Auto-scaling integrates with many cloud-native services including compute, container, and function platforms. These services expose metric endpoints that can be used as scaling triggers. For example, an A P I service may scale based on request latency, while a queue processor may scale based on unprocessed message count. Cloud Plus may test which metric is appropriate for different scaling scenarios or ask how to choose the correct trigger.
Scaling decisions must also respect organizational policies. Security rules may limit where instances can be launched. Compliance controls may restrict data to specific zones. Cost ceilings may require that scaling stops at a defined limit. Auto-scaling policies must incorporate these constraints through tagging, placement policies, and budget enforcement. The Cloud Plus exam may describe a policy violation during scaling and ask how to resolve the issue.

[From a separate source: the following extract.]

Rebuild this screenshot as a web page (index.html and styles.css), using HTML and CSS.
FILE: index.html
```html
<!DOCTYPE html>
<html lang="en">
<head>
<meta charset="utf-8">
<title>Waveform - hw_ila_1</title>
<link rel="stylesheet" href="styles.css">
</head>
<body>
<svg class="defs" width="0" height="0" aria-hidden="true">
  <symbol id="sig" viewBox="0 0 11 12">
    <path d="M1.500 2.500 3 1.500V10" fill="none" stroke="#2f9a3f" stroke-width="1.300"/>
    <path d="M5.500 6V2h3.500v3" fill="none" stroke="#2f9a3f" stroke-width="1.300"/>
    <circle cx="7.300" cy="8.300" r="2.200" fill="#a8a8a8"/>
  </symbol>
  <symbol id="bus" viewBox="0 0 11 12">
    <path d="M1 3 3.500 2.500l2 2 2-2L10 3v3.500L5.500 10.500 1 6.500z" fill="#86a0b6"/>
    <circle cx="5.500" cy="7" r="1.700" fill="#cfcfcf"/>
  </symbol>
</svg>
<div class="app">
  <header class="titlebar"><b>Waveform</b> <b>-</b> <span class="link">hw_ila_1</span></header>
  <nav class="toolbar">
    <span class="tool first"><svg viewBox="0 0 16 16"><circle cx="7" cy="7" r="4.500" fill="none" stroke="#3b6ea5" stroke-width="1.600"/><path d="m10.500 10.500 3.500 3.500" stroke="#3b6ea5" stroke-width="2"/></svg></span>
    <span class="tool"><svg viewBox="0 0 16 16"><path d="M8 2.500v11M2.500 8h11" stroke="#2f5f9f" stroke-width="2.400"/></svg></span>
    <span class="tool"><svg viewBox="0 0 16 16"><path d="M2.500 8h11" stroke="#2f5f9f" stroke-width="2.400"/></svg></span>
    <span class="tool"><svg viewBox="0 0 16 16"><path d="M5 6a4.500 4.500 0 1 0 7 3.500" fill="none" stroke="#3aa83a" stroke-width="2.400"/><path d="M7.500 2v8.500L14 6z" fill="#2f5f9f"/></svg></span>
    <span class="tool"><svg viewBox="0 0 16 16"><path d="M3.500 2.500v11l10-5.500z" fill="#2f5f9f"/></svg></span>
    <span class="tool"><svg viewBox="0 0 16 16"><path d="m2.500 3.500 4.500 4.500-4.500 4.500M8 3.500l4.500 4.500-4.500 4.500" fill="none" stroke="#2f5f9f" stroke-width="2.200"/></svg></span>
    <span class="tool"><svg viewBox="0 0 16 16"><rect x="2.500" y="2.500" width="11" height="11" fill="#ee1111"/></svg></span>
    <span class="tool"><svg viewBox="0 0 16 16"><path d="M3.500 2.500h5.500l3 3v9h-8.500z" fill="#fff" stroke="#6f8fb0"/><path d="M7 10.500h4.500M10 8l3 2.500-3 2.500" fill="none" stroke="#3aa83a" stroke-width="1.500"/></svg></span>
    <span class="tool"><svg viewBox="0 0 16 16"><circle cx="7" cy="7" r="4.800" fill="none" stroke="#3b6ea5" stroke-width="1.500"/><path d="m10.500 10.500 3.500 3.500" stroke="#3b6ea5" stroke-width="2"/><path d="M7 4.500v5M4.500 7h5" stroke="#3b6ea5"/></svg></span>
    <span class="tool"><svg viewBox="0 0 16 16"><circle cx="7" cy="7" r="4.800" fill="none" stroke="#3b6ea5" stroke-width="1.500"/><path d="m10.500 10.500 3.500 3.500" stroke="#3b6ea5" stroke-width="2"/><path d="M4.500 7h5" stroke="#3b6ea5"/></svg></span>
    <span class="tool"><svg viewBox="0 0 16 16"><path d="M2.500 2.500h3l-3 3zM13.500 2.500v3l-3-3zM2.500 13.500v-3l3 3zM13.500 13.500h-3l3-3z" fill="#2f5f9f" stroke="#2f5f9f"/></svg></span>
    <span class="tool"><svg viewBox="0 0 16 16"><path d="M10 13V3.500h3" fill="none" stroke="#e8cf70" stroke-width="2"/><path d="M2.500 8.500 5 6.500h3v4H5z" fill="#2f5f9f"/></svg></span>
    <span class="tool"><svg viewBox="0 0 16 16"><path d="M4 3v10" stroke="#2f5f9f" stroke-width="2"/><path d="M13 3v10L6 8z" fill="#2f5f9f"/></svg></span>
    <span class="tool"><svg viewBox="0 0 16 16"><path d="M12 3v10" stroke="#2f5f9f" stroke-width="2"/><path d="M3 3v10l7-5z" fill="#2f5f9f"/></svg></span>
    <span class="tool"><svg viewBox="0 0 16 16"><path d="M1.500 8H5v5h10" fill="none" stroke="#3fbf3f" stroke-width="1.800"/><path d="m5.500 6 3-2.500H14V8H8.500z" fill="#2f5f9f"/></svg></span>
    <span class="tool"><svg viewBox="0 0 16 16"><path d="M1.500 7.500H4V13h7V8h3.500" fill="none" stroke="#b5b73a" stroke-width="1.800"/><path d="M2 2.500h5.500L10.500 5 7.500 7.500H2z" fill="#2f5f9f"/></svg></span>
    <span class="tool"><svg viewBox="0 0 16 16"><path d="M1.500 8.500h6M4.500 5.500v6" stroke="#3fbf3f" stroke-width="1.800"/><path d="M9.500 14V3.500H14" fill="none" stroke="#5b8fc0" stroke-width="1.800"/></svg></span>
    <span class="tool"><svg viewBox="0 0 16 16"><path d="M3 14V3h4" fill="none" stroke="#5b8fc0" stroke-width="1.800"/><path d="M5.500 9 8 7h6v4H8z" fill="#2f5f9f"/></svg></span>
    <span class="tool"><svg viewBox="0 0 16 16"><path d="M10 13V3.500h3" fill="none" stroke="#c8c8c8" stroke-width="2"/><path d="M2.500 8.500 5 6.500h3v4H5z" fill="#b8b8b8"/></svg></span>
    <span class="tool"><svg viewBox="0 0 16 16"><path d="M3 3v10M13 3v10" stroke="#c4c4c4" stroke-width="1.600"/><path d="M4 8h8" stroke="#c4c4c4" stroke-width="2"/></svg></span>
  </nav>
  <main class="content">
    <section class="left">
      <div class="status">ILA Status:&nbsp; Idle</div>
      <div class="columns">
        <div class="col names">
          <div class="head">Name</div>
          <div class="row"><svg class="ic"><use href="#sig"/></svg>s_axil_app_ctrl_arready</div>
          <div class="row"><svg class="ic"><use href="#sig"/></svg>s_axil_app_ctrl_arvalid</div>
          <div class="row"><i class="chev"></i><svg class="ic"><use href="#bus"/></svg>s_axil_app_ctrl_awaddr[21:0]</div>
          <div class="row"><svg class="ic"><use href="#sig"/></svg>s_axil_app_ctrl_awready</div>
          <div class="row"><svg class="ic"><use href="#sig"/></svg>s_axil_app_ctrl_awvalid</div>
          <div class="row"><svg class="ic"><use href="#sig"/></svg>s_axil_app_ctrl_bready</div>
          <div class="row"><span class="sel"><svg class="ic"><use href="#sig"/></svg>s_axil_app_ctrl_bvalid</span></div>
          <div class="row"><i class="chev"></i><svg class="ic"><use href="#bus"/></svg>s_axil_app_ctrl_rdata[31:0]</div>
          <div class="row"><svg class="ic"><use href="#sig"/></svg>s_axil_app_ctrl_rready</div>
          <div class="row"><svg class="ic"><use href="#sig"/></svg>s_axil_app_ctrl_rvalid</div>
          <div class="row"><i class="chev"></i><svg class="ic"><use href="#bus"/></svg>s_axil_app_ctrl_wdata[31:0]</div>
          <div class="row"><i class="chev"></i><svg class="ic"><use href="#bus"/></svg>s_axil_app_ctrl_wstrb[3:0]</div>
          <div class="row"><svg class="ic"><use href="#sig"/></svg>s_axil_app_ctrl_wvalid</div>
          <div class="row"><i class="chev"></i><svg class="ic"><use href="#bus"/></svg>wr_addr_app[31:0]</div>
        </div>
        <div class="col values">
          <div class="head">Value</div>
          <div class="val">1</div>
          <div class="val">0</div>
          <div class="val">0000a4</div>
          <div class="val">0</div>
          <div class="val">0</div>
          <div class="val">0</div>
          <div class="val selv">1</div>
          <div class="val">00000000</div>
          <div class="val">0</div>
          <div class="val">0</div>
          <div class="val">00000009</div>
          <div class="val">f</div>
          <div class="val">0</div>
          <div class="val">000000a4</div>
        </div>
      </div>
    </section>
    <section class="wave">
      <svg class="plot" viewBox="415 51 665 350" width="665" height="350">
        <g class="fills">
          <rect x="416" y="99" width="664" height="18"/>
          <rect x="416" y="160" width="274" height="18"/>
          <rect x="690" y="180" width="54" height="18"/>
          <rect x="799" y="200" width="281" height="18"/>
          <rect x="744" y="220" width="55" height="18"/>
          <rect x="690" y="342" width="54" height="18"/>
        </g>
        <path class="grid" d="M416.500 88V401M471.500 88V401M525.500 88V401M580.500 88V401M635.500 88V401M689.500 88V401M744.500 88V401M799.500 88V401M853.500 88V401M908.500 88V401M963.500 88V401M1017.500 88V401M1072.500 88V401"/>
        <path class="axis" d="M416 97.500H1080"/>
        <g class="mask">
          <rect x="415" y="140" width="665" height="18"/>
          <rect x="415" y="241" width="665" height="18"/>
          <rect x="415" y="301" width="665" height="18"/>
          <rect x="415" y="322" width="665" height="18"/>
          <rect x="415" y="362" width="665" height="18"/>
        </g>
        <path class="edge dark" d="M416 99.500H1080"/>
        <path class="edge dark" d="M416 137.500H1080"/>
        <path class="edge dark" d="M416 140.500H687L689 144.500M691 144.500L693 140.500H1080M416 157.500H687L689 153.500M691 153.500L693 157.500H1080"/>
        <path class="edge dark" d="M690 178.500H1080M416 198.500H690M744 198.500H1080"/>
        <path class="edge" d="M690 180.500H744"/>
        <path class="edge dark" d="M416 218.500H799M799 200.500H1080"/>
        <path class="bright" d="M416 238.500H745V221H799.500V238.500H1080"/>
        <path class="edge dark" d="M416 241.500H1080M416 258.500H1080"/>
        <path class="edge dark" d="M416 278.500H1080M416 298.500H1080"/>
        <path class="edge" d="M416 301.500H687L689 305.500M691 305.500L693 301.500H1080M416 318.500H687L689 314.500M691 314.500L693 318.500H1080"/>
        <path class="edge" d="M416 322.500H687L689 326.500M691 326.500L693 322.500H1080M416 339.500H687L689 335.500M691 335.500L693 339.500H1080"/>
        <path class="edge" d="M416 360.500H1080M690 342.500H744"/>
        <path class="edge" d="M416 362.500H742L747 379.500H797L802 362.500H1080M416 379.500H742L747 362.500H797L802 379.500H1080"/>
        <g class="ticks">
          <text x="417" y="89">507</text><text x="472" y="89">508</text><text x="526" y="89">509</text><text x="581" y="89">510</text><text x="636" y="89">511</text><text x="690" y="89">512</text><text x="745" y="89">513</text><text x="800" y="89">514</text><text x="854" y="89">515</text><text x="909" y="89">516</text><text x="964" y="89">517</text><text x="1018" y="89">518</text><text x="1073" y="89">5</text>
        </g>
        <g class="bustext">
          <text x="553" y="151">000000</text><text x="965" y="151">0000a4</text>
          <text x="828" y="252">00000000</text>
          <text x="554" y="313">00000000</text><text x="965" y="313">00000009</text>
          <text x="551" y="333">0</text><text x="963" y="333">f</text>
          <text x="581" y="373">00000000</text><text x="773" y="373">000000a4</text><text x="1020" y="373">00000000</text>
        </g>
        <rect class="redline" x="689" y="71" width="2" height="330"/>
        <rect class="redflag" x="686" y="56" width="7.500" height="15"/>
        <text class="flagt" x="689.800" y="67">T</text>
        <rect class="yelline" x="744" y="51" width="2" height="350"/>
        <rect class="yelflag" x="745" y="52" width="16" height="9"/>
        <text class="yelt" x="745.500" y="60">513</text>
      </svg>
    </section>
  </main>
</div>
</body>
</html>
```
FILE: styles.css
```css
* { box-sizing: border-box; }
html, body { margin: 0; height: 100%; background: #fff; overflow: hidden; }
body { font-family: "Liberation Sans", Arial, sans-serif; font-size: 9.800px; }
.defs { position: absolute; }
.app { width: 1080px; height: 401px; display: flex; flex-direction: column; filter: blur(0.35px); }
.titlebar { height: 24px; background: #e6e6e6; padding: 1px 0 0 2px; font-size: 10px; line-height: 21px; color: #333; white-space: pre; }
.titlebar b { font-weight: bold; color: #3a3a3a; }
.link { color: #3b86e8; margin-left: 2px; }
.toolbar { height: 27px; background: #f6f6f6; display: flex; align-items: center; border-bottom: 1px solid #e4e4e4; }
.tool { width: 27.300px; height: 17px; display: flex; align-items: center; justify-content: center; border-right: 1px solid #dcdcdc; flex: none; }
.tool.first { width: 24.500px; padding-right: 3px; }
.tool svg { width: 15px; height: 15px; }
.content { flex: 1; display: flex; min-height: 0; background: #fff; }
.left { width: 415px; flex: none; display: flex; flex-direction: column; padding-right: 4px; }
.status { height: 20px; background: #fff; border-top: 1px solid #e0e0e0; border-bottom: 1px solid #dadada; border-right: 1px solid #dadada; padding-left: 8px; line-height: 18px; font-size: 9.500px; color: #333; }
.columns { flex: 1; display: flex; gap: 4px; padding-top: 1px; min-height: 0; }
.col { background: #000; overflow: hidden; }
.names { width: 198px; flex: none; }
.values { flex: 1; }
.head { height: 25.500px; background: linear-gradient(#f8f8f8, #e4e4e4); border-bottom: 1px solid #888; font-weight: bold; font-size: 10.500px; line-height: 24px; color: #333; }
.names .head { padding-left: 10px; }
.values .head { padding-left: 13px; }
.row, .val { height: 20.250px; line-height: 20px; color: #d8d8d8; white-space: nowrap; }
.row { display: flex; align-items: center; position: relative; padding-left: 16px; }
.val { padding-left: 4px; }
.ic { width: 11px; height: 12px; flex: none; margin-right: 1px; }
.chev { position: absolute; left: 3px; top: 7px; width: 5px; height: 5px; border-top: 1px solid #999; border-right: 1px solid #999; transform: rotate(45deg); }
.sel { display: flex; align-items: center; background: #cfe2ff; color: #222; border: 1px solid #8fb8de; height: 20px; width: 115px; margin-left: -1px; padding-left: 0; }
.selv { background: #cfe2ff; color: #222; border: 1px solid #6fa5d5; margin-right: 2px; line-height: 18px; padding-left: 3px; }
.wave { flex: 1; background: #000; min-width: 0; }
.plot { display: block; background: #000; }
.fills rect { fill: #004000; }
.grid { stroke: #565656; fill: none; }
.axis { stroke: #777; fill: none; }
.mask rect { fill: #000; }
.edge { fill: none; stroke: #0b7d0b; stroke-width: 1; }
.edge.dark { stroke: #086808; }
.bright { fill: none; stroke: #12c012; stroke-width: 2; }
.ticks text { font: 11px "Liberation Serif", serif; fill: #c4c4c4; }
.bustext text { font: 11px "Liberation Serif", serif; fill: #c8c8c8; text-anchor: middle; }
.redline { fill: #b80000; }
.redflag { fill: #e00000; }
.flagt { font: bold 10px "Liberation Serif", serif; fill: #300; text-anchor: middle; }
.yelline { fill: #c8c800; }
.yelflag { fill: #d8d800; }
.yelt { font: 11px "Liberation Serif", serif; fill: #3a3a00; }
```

Documentation supports scaling success by clearly defining policies, thresholds, and escalation procedures. When scaling behavior is documented and version-controlled, teams can reproduce, tune, and audit system changes. Untracked changes to thresholds or cooldown timers may introduce instability. Cloud Plus emphasizes documentation and policy transparency as essential parts of resource management.
In high-security environments, scaling may involve secure boot, encrypted disks, or privileged runtime configurations. Scaling must ensure that security posture is maintained during instance creation. Misconfigured templates or unapproved images can introduce vulnerabilities. Candidates must understand how infrastructure as code and template validation contribute to secure, compliant scaling. Cloud Plus includes scaling security as part of operations and design domains.
Choosing the right scaling method requires an understanding of workload behavior, cost sensitivity, performance goals, and operational complexity. Cloud Plus candidates must evaluate scaling strategies across different technologies and business requirements. Whether using auto-scaling, scale-out, or scale-up, the objective is the same—deliver the right amount of performance at the right time without overspending or sacrificing user experience.